Basic questions of principle inform the Queen's Speech. I ask the Opposition to address them, too. On economic management, it is not enough to say that the old era of rigid monetary targets is over. The question is whether we are to reject and set aside the short-termism of the old free market dogma in favour of not just a solid commitment to monetary and fiscal disciplines, but an industry, regional and skills policy that works with markets and businesses to equip this country for change.
On employment, it is not enough for the Conservatives to tell us as part of their rhetoric that they support full employment.

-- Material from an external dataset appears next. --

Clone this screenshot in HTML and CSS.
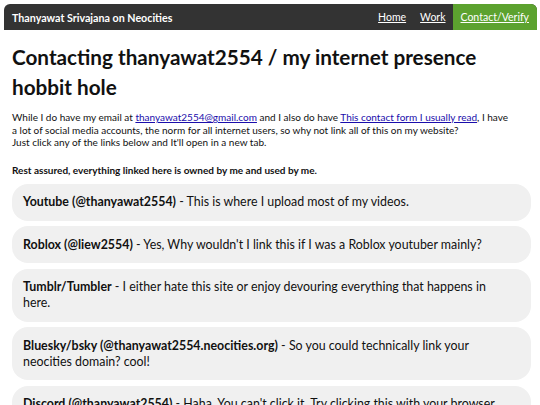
FILE: index.html
```html
<!DOCTYPE html>
<html>
<head>
<meta charset="utf-8">
<link rel="stylesheet" href="styles.css">
</head>
<body>
<nav class="nav">
  <span class="brand">Thanyawat Srivajana on Neocities</span>
  <div class="links">
    <a class="link" href="#">Home</a>
    <a class="link" href="#">Work</a>
    <a class="link active" href="#">Contact/Verify</a>
  </div>
</nav>
<main class="main">
  <h1 class="title">Contacting thanyawat2554 / my internet presence hobbit hole</h1>
  <p class="intro">While I do have my email at <a href="#">thanyawat2554@gmail.com</a> and I also do have <a href="#">This contact form I usually read</a>, I have a lot of social media accounts, the norm for all internet users, so why not link all of this on my website?<br>Just click any of the links below and It'll open in a new tab.</p>
  <p class="note">Rest assured, everything linked here is owned by me and used by me.</p>
  <ul class="cards">
    <li class="card"><b>Youtube (@thanyawat2554)</b> - This is where I upload most of my videos.</li>
    <li class="card"><b>Roblox (@liew2554)</b> - Yes, Why wouldn't I link this if I was a Roblox youtuber mainly?</li>
    <li class="card"><b>Tumblr/Tumbler</b> - I either hate this site or enjoy devouring everything that happens in here.</li>
    <li class="card"><b>Bluesky/bsky (@thanyawat2554.neocities.org)</b> - So you could technically link your neocities domain? cool!</li>
    <li class="card"><b>Discord (@thanyawat2554)</b> - Haha, You can't click it. Try clicking this with your browser.</li>
  </ul>
</main>
</body>
</html>
```
FILE: styles.css
```css
html, body { margin: 0; padding: 0; }
body {
  margin: 4px 3px 0 4px;
  font-family: Lato, "Noto Sans", sans-serif;
  color: #111;
  background: #fff;
}
.nav {
  display: flex;
  align-items: stretch;
  height: 26px;
  background: #333;
  border-radius: 6px 6px 0 0;
  color: #fff;
}
.brand {
  display: flex;
  align-items: center;
  padding-left: 8px;
  font-weight: 700;
  font-size: 10.7px;
}
.links {
  margin-left: auto;
  display: flex;
  align-items: stretch;
}
.link {
  display: flex;
  align-items: center;
  padding: 0 7px;
  color: #fff;
  font-size: 10.5px;
}
.link.active {
  background: #5ca22f;
  padding: 0 8px;
  border-radius: 0 6px 0 0;
}
.main {
  padding: 0 6px 0 8px;
}
.title {
  margin: 12px 0 9px;
  font-size: 20.7px;
  line-height: 30px;
  font-weight: 700;
}
.intro {
  margin: 0 0 15px;
  padding-right: 22px;
  font-size: 10px;
  line-height: 12.5px;
}
.intro a { color: #1a0dab; }
.note {
  margin: 0 0 8px;
  font-size: 10px;
  font-weight: 700;
}
.cards {
  list-style: none;
  margin: 0;
  padding: 0;
  display: flex;
  flex-direction: column;
  gap: 5.5px;
}
.card {
  background: #f0f0f0;
  border-radius: 16px;
  padding: 10.5px 24px 10.5px 11px;
  font-size: 12.4px;
  line-height: 16px;
}
```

The first question that we must answer--it is the pre-condition for a modern employment policy in the global economy--is will we reject the old, flawed laissez-faire policy and invest in an active labour market policy that is based on rights and responsibilities, but that lifts people from welfare to work?
On inclusion and opportunity for all, is it to be the illusion of inclusion for millions, or will we commit the substantial resources that everyone knows are needed if we are to tackle child and pensioner poverty? On health, do we choose to invest more in our NHS, as we have chosen, or do we instead make health care in Britain dependent, as some people want, on imposing new charges and private insurance?
Do we just talk about being internationalist and about Britain in Europe rather than Britain against Europe; or do we follow the logic for the national economic interest, as I do, that there are circumstances in which we will join the euro? No amount of policy launches, listening exercises or rhetoric about social liberalism can obscure the fundamental choices that have to be made.
Are we just to talk about good public services, or are we to modernise with the scale of money that is needed, rather than putting across-the-board tax cuts before the needs of public services and stability?